SHAKYGROUND offers several levels of output which enable the user to immediately check and evaluate the results of a simulation. After completing the numerical processing, the standard output is generated (example displayed in Figure 5).

Figure 5. Output Window for ShakyGround

It consists of a plot of the response spectra and their statistical variation, and of a table with important signal parameters, i.e., peak ground acceleration, velocity and displacement, RMS-values of the three types of signal, the duration of strong ground motion (calculated following the concept of HUSID-plots), finally corresponding magnitude values (MS deduced from the seismic moment, MWA as obtained from the simulated signals). All these results can be saved to a georeferenced data base, where they can be easily accessed for further processing with GIS-applications.

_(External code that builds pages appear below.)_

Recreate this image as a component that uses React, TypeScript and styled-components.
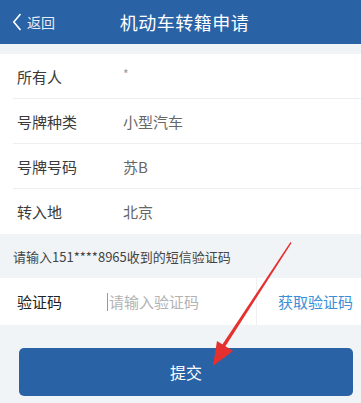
import styled, { createGlobalStyle } from "styled-components";

const Global = createGlobalStyle`
  html, body { margin: 0; padding: 0; background: #f1f4f6; }
  body { font-family: "Noto Sans CJK SC", "Noto Sans", sans-serif; }
`;

const Page = styled.div`
  position: relative;
  width: 361px;
  height: 403px;
  overflow: hidden;
  background: #f1f4f6;
`;

const Header = styled.div`
  height: 44px;
  background: #2a62a6;
  display: flex;
  align-items: center;
  position: relative;
  color: #fff;
`;

const Back = styled.div`
  display: flex;
  align-items: center;
  gap: 5px;
  padding-left: 12px;
  font-size: 14px;
  color: #e8eef7;
`;

const Title = styled.div`
  position: absolute;
  left: 8px;
  right: 0;
  text-align: center;
  font-size: 18px;
  letter-spacing: 0.5px;
  pointer-events: none;
`;

const List = styled.div`
  margin-top: 10px;
  background: #fff;
`;

const Row = styled.div<{ $last?: boolean }>`
  height: 45px;
  display: flex;
  align-items: center;
  padding-left: 17px;
  position: relative;
  &::after {
    content: "";
    display: ${(p) => (p.$last ? "none" : "block")};
    position: absolute;
    left: 13px;
    right: 0;
    bottom: 0;
    height: 1px;
    background: #eceef0;
  }
`;

const Label = styled.span`
  width: 106px;
  font-size: 15px;
  color: #3a3a3a;
`;

const Value = styled.span<{ $mask?: boolean }>`
  font-size: ${(p) => (p.$mask ? "12px" : "15px")};
  color: ${(p) => (p.$mask ? "#999" : "#666")};
  margin-top: ${(p) => (p.$mask ? "-6px" : "0")};
`;

const Hint = styled.div`
  height: 44px;
  display: flex;
  align-items: center;
  padding-left: 13px;
  font-size: 13px;
  color: #444;
`;

const CodeRow = styled.div`
  height: 47px;
  background: #fff;
  display: flex;
  align-items: center;
  padding-left: 17px;
`;

const CodeLabel = styled.span`
  width: 90px;
  font-size: 15px;
  color: #222;
`;

const InputWrap = styled.div`
  flex: 1;
  display: flex;
  align-items: center;
  height: 100%;
  border-right: 1px solid #eef0f2;
`;

const Caret = styled.span`
  width: 1px;
  height: 18px;
  background: #999;
  margin-right: 1px;
`;

const Input = styled.input`
  border: none;
  outline: none;
  width: 140px;
  padding: 0;
  font-family: inherit;
  font-size: 15px;
  color: #333;
  background: transparent;
  &::placeholder { color: #b3b3b3; }
`;

const GetCode = styled.span`
  padding: 0 8px 0 21px;
  font-size: 15px;
  color: #3b8fd6;
`;

const Footer = styled.div`
  padding: 23px 8px 0 19px;
`;

const Submit = styled.button`
  width: 100%;
  height: 48px;
  border: none;
  border-radius: 5px;
  background: #2a62a6;
  color: #fff;
  font-family: inherit;
  font-size: 16px;
`;

const Arrow = styled.svg`
  position: absolute;
  left: 0;
  top: 0;
  pointer-events: none;
`;

const rows = [
  { label: "所有人", value: "*" },
  { label: "号牌种类", value: "小型汽车" },
  { label: "号牌号码", value: "苏B" },
  { label: "转入地", value: "北京" },
];

export default function App() {
  return (
    <Page>
      <Global />
      <Header>
        <Back>
          <svg width="10" height="20" viewBox="0 0 10 20">
            <path d="M8.5 2 L1.8 10 L8.5 18" fill="none" stroke="#fff" strokeWidth="1.6" />
          </svg>
          返回
        </Back>
        <Title>机动车转籍申请</Title>
      </Header>
      <List>
        {rows.map((r, i) => (
          <Row key={r.label} $last={i === rows.length - 1}>
            <Label>{r.label}</Label>
            <Value $mask={r.value === "*"}>{r.value}</Value>
          </Row>
        ))}
      </List>
      <Hint>请输入151****8965收到的短信验证码</Hint>
      <CodeRow>
        <CodeLabel>验证码</CodeLabel>
        <InputWrap>
          <Caret />
          <Input placeholder="请输入验证码" />
        </InputWrap>
        <GetCode>获取验证码</GetCode>
      </CodeRow>
      <Footer>
        <Submit>提交</Submit>
      </Footer>
      <Arrow width="361" height="403" viewBox="0 0 361 403">
        <polygon points="290.5,242 291.5,243 223,350 220,348" fill="#e53030" />
        <polygon points="213,366 217,341 233,351" fill="#e53030" />
      </Arrow>
    </Page>
  );
}
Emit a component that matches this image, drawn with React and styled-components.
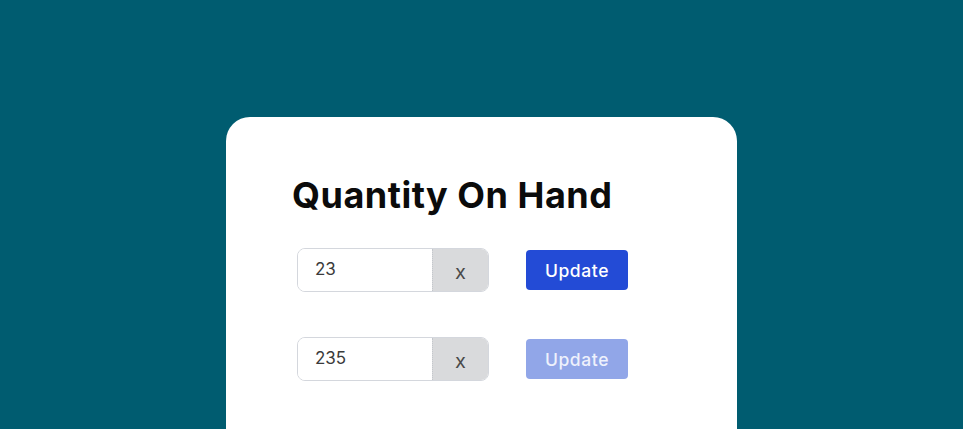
import styled, { createGlobalStyle } from 'styled-components';

const GlobalStyle = createGlobalStyle`
  html, body {
    margin: 0;
    padding: 0;
    background: #005c70;
    height: 100%;
    overflow: hidden;
  }
  body {
    font-family: Inter, "Noto Sans", sans-serif;
  }
`;

const Page = styled.div`
  display: flex;
  padding: 117px 0 0 226px;
  height: 429px;
  box-sizing: border-box;
`;

const Card = styled.div`
  width: 511px;
  height: 312px;
  background: #fff;
  border-radius: 24px 24px 0 0;
  padding: 56px 0 0 66px;
  box-sizing: border-box;
  display: flex;
  flex-direction: column;
`;

const Title = styled.h1`
  margin: 0 0 31px;
  font-size: 36px;
  line-height: 44px;
  font-weight: 700;
  color: #0b0b0b;
  letter-spacing: 0.5px;
`;

const Rows = styled.div`
  display: flex;
  flex-direction: column;
  row-gap: 45px;
  padding-left: 5px;
`;

const Row = styled.div`
  display: flex;
  align-items: center;
  column-gap: 37px;
`;

const InputGroup = styled.div`
  display: flex;
  width: 192px;
  height: 44px;
  border: 1.5px solid #d4d7dd;
  border-radius: 8px;
  overflow: hidden;
  box-sizing: border-box;
`;

const Field = styled.input`
  flex: 1;
  min-width: 0;
  border: none;
  outline: none;
  padding: 0 0 2px 17px;
  font-family: inherit;
  font-size: 17px;
  color: #3b3b3b;
  background: #fff;
`;

const Clear = styled.button`
  width: 56px;
  border: none;
  border-left: 1px dotted #c4c7cc;
  background: #d9dadc;
  color: #4a4a4a;
  font-family: inherit;
  font-size: 20px;
  padding: 4px 0 0;
  cursor: pointer;
`;

const UpdateButton = styled.button`
  width: 102px;
  height: 40px;
  border: none;
  border-radius: 4px;
  background: ${p => (p.disabled ? '#91a6e8' : '#234bd6')};
  color: ${p => (p.disabled ? '#eef1fc' : '#fff')};
  font-family: inherit;
  font-size: 17.5px;
  font-weight: 500;
  letter-spacing: 0.6px;
  cursor: ${p => (p.disabled ? 'default' : 'pointer')};
`;

const items = [
  { id: 1, qty: '23', disabled: false },
  { id: 2, qty: '235', disabled: true },
];

const App = () => (
  <>
    <GlobalStyle />
    <Page>
      <Card>
        <Title>Quantity On Hand</Title>
        <Rows>
          {items.map(item => (
            <Row key={item.id}>
              <InputGroup>
                <Field defaultValue={item.qty} />
                <Clear>x</Clear>
              </InputGroup>
              <UpdateButton disabled={item.disabled}>Update</UpdateButton>
            </Row>
          ))}
        </Rows>
      </Card>
    </Page>
  </>
);

export default App;
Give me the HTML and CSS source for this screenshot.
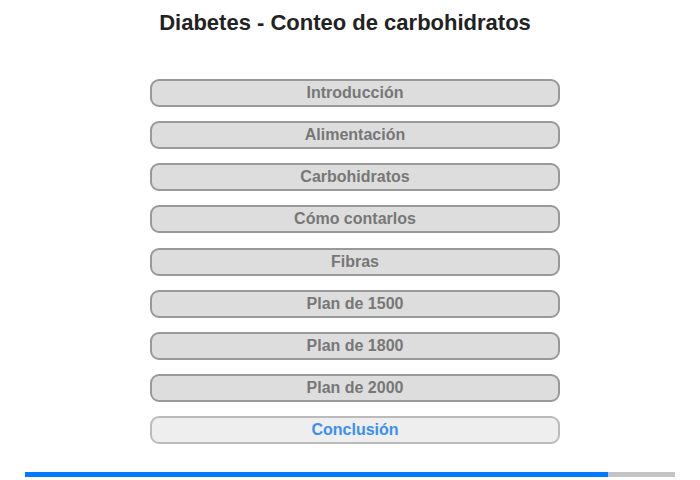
FILE: index.html
```html
<!DOCTYPE html>
<html lang="es">
<head>
    <meta charset="UTF-8">
    <title>Diabetes - Conteo de carbohidratos</title>
    <link rel="stylesheet" href="styles.css">
</head>
<body>
<h1 class="title">Diabetes - Conteo de carbohidratos</h1>

<div class="menu">
    <div class="item">Introducción</div>
    <div class="item">Alimentación</div>
    <div class="item">Carbohidratos</div>
    <div class="item">Cómo contarlos</div>
    <div class="item">Fibras</div>
    <div class="item">Plan de 1500</div>
    <div class="item">Plan de 1800</div>
    <div class="item">Plan de 2000</div>
    <div class="item current">Conclusión</div>
</div>

<div class="progress">
    <div class="bar" style="width: 89.7%"></div>
</div>
</body>
</html>
```

FILE: styles.css
```css
*{
    margin: 0;
    padding: 0;
    box-sizing: border-box;
}
body{
    font-family: "Liberation Sans", Arial, sans-serif;
    background-color: #fff;
}
.title{
    font-size: 22px;
    font-weight: bold;
    color: #222;
    text-align: center;
    padding-top: 10px;
    height: 79px;
    padding-right: 10px;
}
.menu{
    width: 410px;
    margin-left: 150px;
    display: flex;
    flex-direction: column;
    gap: 14.15px;
}
.item{
    height: 28px;
    line-height: 24px;
    border: 2px solid #999;
    border-radius: 9px;
    background-color: #ddd;
    color: #777;
    font-size: 16px;
    font-weight: bold;
    text-align: center;
}
.item.current{
    background-color: #eee;
    border-color: #bbb;
    color: #3d8ef2;
}
.progress{
    margin: 28px 25px 0;
    height: 5px;
    background-color: #c4c4c4;
}
.bar{
    height: 100%;
    background-color: #007bff;
}
```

By choosing “View Results” the program generates a screen displaying the graphical visualization of the single simulated seismograms and response spectra (Figure 6), where the user can scroll the recorded seismograms and response spectra one by one. The accelerograms can be visualized together with velocity, displacement and WOOD-ANDERSON seismograms, as shown in the figure. By choosing a seismogram length different than the one proposed as default, plots can be visualized in their total length or be zoomed.

Figure 6. Single Results

The user may decide which signal types are shown by ticking on/off the selection boxes on left-hand side. The graphical interface allows the editing of the figures so that they can be easily imported in other documents, an extremely useful feature for the preparation of publications and reports.